The death of the Album Side

When I was a wee young lad, the local FM station in town did something called an “Album Side” every Wednesday night at 8 pm.  It was a great way to hear half of an album before plunking down five hard-earned dollars at the record store.  It was also a way to sometimes get a recording of half of the songs on the album using the trusty stereo cassette deck.

Technics SL-1200 turntable
Technics SL-1200 Turntabe

By way of these unauthorized recordings, I accumulated a bunch of cassette tapes that had bands like Aerosmith on one side and Foreigner on the other.  Often, the last 8-10 minutes of a cassette tape side would be silent.  This, coupled with the auto-reverse mechanism on the cassette deck often lead to confusion with my high school sweetheart… the music ends, then while we were otherwise distracted, and several minutes later, the music begins again at high volume.

I grew up in much simpler times than these.
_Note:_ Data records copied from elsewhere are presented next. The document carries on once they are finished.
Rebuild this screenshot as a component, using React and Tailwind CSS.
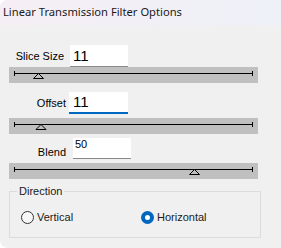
import React from 'react';

function Track({ thumb }) {
  return (
    <div className="ml-[9px] w-[249px] h-[16px] bg-[#c0c0c0]">
      <svg width="249" height="16" viewBox="0 0 249 16" className="block">
        <line x1="5" y1="6.5" x2="244" y2="6.5" stroke="#000" strokeWidth="1" />
        <line x1="5.5" y1="4" x2="5.5" y2="9" stroke="#000" strokeWidth="1" />
        <line x1="243.5" y1="4" x2="243.5" y2="9" stroke="#000" strokeWidth="1" />
        <polygon
          points={`${thumb},6.5 ${thumb - 5},11.5 ${thumb + 5},11.5`}
          fill="#c0c0c0"
          stroke="#000"
          strokeWidth="1"
        />
      </svg>
    </div>
  );
}

function Radio({ checked, label }) {
  return (
    <div className="flex items-center">
      {checked ? (
        <span className="flex items-center justify-center w-[13px] h-[13px] rounded-full bg-[#0067c0]">
          <span className="w-[5px] h-[5px] rounded-full bg-white" />
        </span>
      ) : (
        <span className="w-[13px] h-[13px] rounded-full border border-[#333] bg-[#f7f7f7]" />
      )}
      <span className="ml-[3px] text-[11px] leading-[13px] text-[#1a1a1a]">{label}</span>
    </div>
  );
}

export default function App() {
  return (
    <div
      className="w-[281px] h-[248px] overflow-hidden bg-[#f0f0f0] rounded-tl-[8px] rounded-bl-[8px]"
      style={{ fontFamily: '"Liberation Sans", Arial, sans-serif' }}
    >
      {/* title bar */}
      <div className="h-[25px] flex items-center pl-[3px] bg-gradient-to-r from-[#f6eef5] to-[#eef1f8]">
        <span className="text-[11.2px] text-[#1a1a1a]" style={{ fontFamily: '"Noto Sans", sans-serif' }}>
          Linear Transmission Filter Options
        </span>
      </div>

      {/* Slice Size */}
      <div className="mt-[20px] flex items-center h-[22px]">
        <div className="w-[64px] text-right text-[11px] text-black">Slice Size</div>
        <div className="ml-[6px] w-[58px] h-[22px] bg-white border-b border-[#8a8a8a] pl-[3px] text-[15px] leading-[21px] text-black">
          11
        </div>
      </div>
      <Track thumb={29.5} />

      {/* Offset */}
      <div className="mt-[9px] flex items-center h-[22px]">
        <div className="w-[66px] text-right text-[11px] text-black">Offset</div>
        <div className="ml-[3px] w-[59px] h-[22px] bg-white border-b-2 border-[#0067c0] pl-[4px] text-[15px] leading-[20px] text-black">
          11
        </div>
      </div>
      <div className="mt-[4px]">
        <Track thumb={32} />
      </div>

      {/* Blend */}
      <div className="mt-[4px] flex items-end h-[21px]">
        <div className="w-[66px] text-right text-[11px] leading-[14px] text-black">Blend</div>
        <div className="ml-[7px] w-[58px] h-[21px] bg-white border-b border-[#8a8a8a] pl-[2px] text-[11px] leading-[13px] text-black">
          50
        </div>
      </div>
      <div className="mt-[4px]">
        <Track thumb={185.5} />
      </div>

      {/* Direction */}
      <fieldset className="mt-[6px] ml-[9px] w-[252px] h-[53px] border border-[#dcdcdc]">
        <legend className="ml-[7px] px-[2px] text-[11px] leading-[13px] text-[#1a1a1a]">Direction</legend>
        <div className="mt-[13px] flex items-center pl-[11px]">
          <div className="w-[120px]">
            <Radio label="Vertical" />
          </div>
          <Radio checked label="Horizontal" />
        </div>
      </fieldset>
    </div>
  );
}
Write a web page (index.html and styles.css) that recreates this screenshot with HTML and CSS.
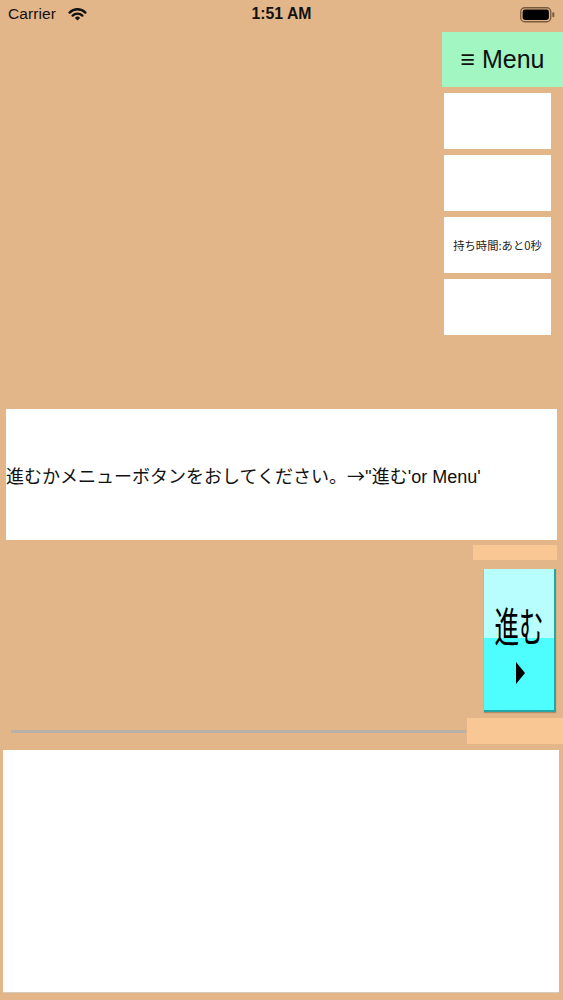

In any case, the advent of the CD pretty much ruined the concept of album sides.  It means much less to somebody to have a show where one would play “half the songs on a CD, one after another, without commercials or liners.”  When CDs became the norm for music playback somewhere in the late 1980’s early 1990s so went the album side.  These days, with computers, MP3, and all the other music storage mediums, most people wouldn’t even know what an album side was.  The shame of it is, it was a great selling tool for the record industry.  Even though I owned those bootleg cassette tapes, later on, I went out and bought almost all of the albums that I had illegally recorded off of the radio.  To get the other side.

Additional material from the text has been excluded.